Artık ideoloji dayatma dönemi bitti…

Ziyaretlerimizde şunu gördük, ‘ben CHP’den başkasına oy vermem ‘ diyenleri gördük. Artık ideoloji dayatarak seçim kazanma dönemi bitti. İnsanlar ciddi bir bıkkınlık hali içinde. O yüzden ‘ben kardeşim CHP’den başkasına oy vermedim ama diyor ki hiçbir partiye oy vermem, sandığa gitmem diyor.

Başkan da Meclis de uyumlu çalışmalı…

İnşallah Bayraklı halkı en doğrusuna karar verecektir. Ama uyumlu bir çalışmaya vurgu yapmak istiyorum. En az oy aldığımız mahallelerde dikkatimi çekti, ‘kazanıyorsunuz bir daha gelmiyorsunuz’ diyor. Teyzem biz daha önce Bayraklı’da kazanmadık ki diyorum. Bayraklı bundan çok usanmış.

Kapalı pazaryerinin sadece adı kapalı…

Gençlik Kolları’ndan itibaren sokaklardan geliyoruz. Sorunları biliyoruz. Allah nasip eder bu yetki ve imkanı alırsak çok yorulacağız. Bayraklı’nın kanayan yaralarından biri Pazar yerleri. Kapalı pazaryerlerimiz var sadece adı kapalı. Ne ışığı var, ne temizliği var.
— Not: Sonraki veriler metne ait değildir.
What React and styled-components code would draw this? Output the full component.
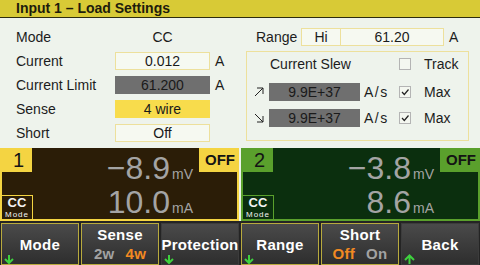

Uyuşturucuyla mücadeleye önem vereceğiz…

En çok mücadele edeceğimiz alanlardan biri de uyuşturucuyla mücadele olacak. O kadar çok acı manzaralar gördük ki. İnşallah Bayraklı’da sosyal ve sportif alanlar oluşturarak çocuklarımızı gençlerimizi bunlardan koruyacağız. Bayraklı’da sportif alan yapalım isteğine belediye uzun süre sessiz kalmış para hazır olduğu halde, sonra izin verelim ama seçime giderken hükümet yapmış olacak, biz nasıl duruma düşeriz demişler. Bunun hükümetle, A Partisi, B Partisiyle alakası yok. Bu devlet problemi.

Ne İzmir, ne Bayraklı solun kalesidir…

İzmir ve Bayraklı solun kalesi gibi bir algı oluşturmaya çalıştılar. İzmir merkez sağın ve hizmetin kalesi. Ne sağ, ne sol. Burhan Özfatura’yı iki dönem getirmiş, Osman Kibar öyle. Onların yaptığı bir algı operasyonu. Ben bir şey yapsam da yapmasam da zaten bana oy verecek, düşüncesi buradan geliyor. Bu İzmirimiz’e bir hakaret. Özellikle Bayraklımız ve İzmir böyle bir yer değil. Kim hizmet ederse kararını hangi parti olursa olun oyunu ona göre kullanır. Bu yanlış algının bu dönem İzmir’de ve Bayraklı’da değiştiğini göreceğiz. Kimse ideoloji üzerinden seçim kazanma derdine düşmesin. Zaten biliyorlar, bir kere gelirlerse bir daha alamayız diyorlar.

Kuyumcu hassasiyetiyle liste yapacağız…

Belediye Meclisi adaylarımız ayın 20’sine doğru çıkar. Kuyumcu hassasiyetiyle olaya bakıyoruz. Sokakta karşılığı olan, yükümüzü alacak olan arkadaşlarla bunu belirlemek istiyoruz. Demografik yapı çok önemli. Erzurumlu, Manisalı, Konyalı, Kütahyalı gibi hemşeri yapılanması çok önemli. Bunların hepsini karşılayacak ve bu demografik yapıya da karşılı verecek arkadaşlar olacak.